While I hold no brief for the four wounded youths (who were punks with a history of anti-social behavior), I nevertheless was shocked at the scope and enthusiasm of the plaudits and public acclaim bestowed upon Goetz. He became an overnight hero as New Yorkers and the rest of the nation took him warmly to their collective bosom.

It was as if Goetz represented all the countless victims in our society and had struck a blow against the robbers, rapists, murderers, muggers and burglars who prey on the hapless. The Goetz incident and the immediate public reaction were a revelation of the darker side of our society. I was appalled at the depth and extent of violence which lies just beneath the surface of our civilized demeanor.

If the Goetz case is any indication, we are not far from returning to the vigilante society where the lynch mob would quickly string up suspects without the formality of a hearing.

A gentle lady friend of mine to whom any form of violence is apathema, recently informed me that she had a gun at the time, she might well have used it on the thieves who broke into her car and stole her expensive radio for the second time in two months.

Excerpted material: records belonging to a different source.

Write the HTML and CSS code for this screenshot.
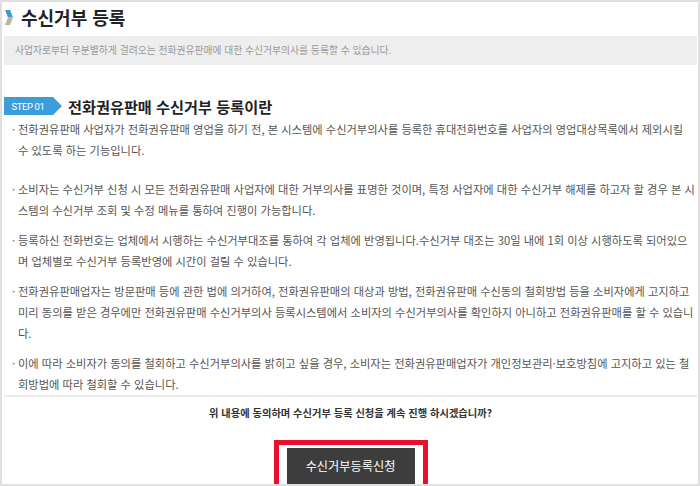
FILE: index.html
```html
<!DOCTYPE html>
<html lang="ko">
<head>
<meta charset="utf-8">
<title>수신거부 등록</title>
<link rel="stylesheet" href="styles.css">
</head>
<body>
<div class="frame">
  <div class="header">
    <svg class="title-icon" width="8" height="15" viewBox="0 0 8 15" aria-hidden="true">
      <polygon points="0,0 5,0 8,7.5 3,7.5" fill="#3a9ad9"/>
      <polygon points="3,7.5 8,7.5 5,15 0,15" fill="#bfb39d"/>
    </svg>
    <h1 class="title">수신거부 등록</h1>
  </div>
  <div class="desc">사업자로부터 무분별하게 걸려오는 전화권유판매에 대한 수신거부의사를 등록할 수 있습니다.</div>

  <div class="step">
    <span class="step-badge">STEP 01</span>
    <h2 class="step-title">전화권유판매 수신거부 등록이란</h2>
  </div>

  <ul class="info-list">
    <li>전화권유판매 사업자가 전화권유판매 영업을 하기 전, 본 시스템에 수신거부의사를 등록한 휴대전화번호를 사업자의 영업대상목록에서 제외시킬 수 있도록 하는 기능입니다.</li>
    <li>소비자는 수신거부 신청 시 모든 전화권유판매 사업자에 대한 거부의사를 표명한 것이며, 특정 사업자에 대한 수신거부 해제를 하고자 할 경우 본 시스템의 수신거부 조회 및 수정 메뉴를 통하여 진행이 가능합니다.</li>
    <li>등록하신 전화번호는 업체에서 시행하는 수신거부대조를 통하여 각 업체에 반영됩니다.수신거부 대조는 30일 내에 1회 이상 시행하도록 되어있으며 업체별로 수신거부 등록반영에 시간이 걸릴 수 있습니다.</li>
    <li>전화권유판매업자는 방문판매 등에 관한 법에 의거하여, 전화권유판매의 대상과 방법, 전화권유판매 수신동의 철회방법 등을 소비자에게 고지하고 미리 동의를 받은 경우에만 전화권유판매 수신거부의사 등록시스템에서 소비자의 수신거부의사를 확인하지 아니하고 전화권유판매를 할 수 있습니다.</li>
    <li>이에 따라 소비자가 동의를 철회하고 수신거부의사를 밝히고 싶을 경우, 소비자는 전화권유판매업자가 개인정보관리·보호방침에 고지하고 있는 철회방법에 따라 철회할 수 있습니다.</li>
  </ul>

  <div class="confirm">
    <p class="confirm-text">위 내용에 동의하며 수신거부 등록 신청을 계속 진행 하시겠습니까?</p>
    <div class="btn-highlight">
      <button class="btn-submit" type="button">수신거부등록신청</button>
    </div>
  </div>
</div>
</body>
</html>
```
FILE: styles.css
```css
* { box-sizing: border-box; }

html, body {
  margin: 0;
  padding: 0;
  background: #fff;
}

body {
  font-family: "Noto Sans CJK KR", "Noto Sans", sans-serif;
  color: #555;
}

.frame {
  width: 700px;
  height: 486px;
  border: 2px solid #e0e0e0;
  padding: 0 1px 0 2px;
  overflow: hidden;
  background: #fff;
}

.header {
  display: flex;
  align-items: center;
  height: 30px;
  margin-bottom: 4px;
}

.title-icon {
  display: block;
  margin-left: 1px;
  margin-right: 8px;
}

.title {
  margin: 0;
  font-size: 18px;
  font-weight: 700;
  color: #222;
  line-height: 30px;
}

.desc {
  height: 29px;
  line-height: 29px;
  padding-left: 11px;
  background: #eeeeee;
  font-size: 9.8px;
  color: #999;
}

.step {
  display: flex;
  align-items: center;
  height: 18px;
  margin-top: 32px;
}

.step-badge {
  display: flex;
  align-items: center;
  justify-content: center;
  flex: none;
  width: 58px;
  height: 18px;
  padding-right: 10px;
  background: #3b9edb;
  clip-path: polygon(0 0, 49px 0, 58px 50%, 49px 100%, 0 100%);
  color: #fff;
  font-family: "Roboto", "Liberation Sans", sans-serif;
  font-size: 9.5px;
  letter-spacing: -0.4px;
}

.step-title {
  margin: 0 0 0 6px;
  font-size: 15.2px;
  font-weight: 700;
  color: #222;
  line-height: 18px;
}

.info-list {
  list-style: none;
  margin: 4px 0 0;
  padding: 0 1px 0 14px;
  font-size: 11.25px;
  line-height: 21px;
  color: #555;
}

.info-list li {
  margin-bottom: 9px;
}

.info-list li:first-child {
  margin-bottom: 18px;
}

.info-list li:last-child {
  margin-bottom: 0;
}

.info-list li::before {
  content: "·";
  display: inline-block;
  width: 8px;
  margin-left: -8px;
  color: #666;
  transform: translateX(2px);
}

.confirm {
  border-top: 2px solid #ebebeb;
  text-align: center;
}

.confirm-text {
  margin: 6px 0 0;
  font-size: 10.25px;
  font-weight: 700;
  color: #333;
  line-height: 20px;
}

.btn-highlight {
  display: inline-block;
  margin-top: 17px;
  border: 5px solid #e8102c;
  padding: 3px 8px 0;
  width: 154px;
  height: 60px;
}

.btn-submit {
  display: block;
  width: 128px;
  height: 40px;
  border: 0;
  padding: 0 0 4px;
  background: #3d3d3d;
  color: #fff;
  font-family: "Noto Sans CJK KR", sans-serif;
  font-size: 12.2px;
}
```
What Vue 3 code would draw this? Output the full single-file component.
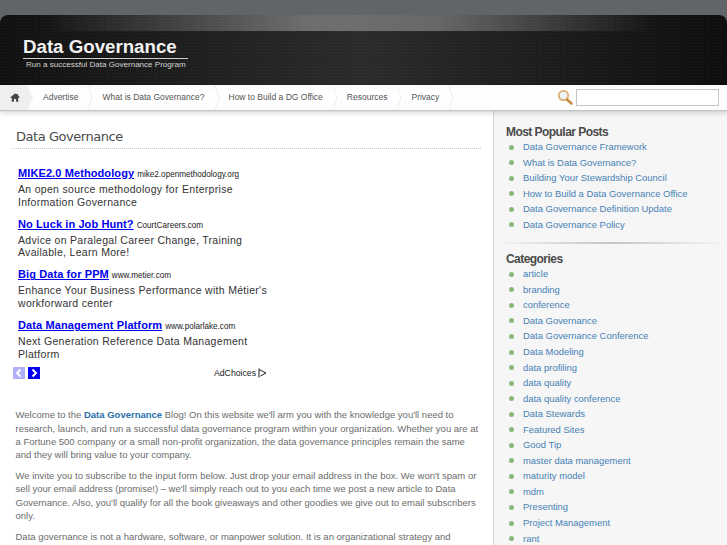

Like most of you, I, too, have been victimized in the past. Both my home and car have been broken into and burglarized. At the time I experienced tremendous feelings of anger and a sense of personal violation in addition to actual financial loss, but Goetz and his type just are not my kind of knights-errant.

In his deliberate shooting of the four youths, Goetz epitomized all of the pent-up anger, frustration and, yes, violence that people feel against the hoodlums who have so often assaulted and harassed them, stolen from them, and preyed upon them. How else to explain the fulsome outpouring of praise upon Goetz?

Interestingly enough, no police agency had any word of commendation for Goetz. I would assume the police fear an outbreak of vigilante justice and what that portends, with citizens engaging in indiscriminate shootouts in crowded streets and public places.

Somehow, we should be able to find more worthy heroes than Goetz who admitted that he didn't feel in any particular danger and did not shoot in self-defense, that he sent a second bullet into the inert figure of one of the youths, and who shot in a crowded subway without a thought for the innocent bystanders who could well have been hit by his fusillade.

Many of us carry around a lot of rage and frustration that is easily ignited. We are not solely passive victims of violence; we harbor strong impulses to reciprocate against our oppressors.

Thus I was both disturbed and frightened by the Goetz matter and the vengeful, bloodthirsty side of the public that it exposed.

Perhaps, as Passover approaches, we need a Moses to lead us safely through the Red Sea of blood and violence to a more tranquil land of Sinai.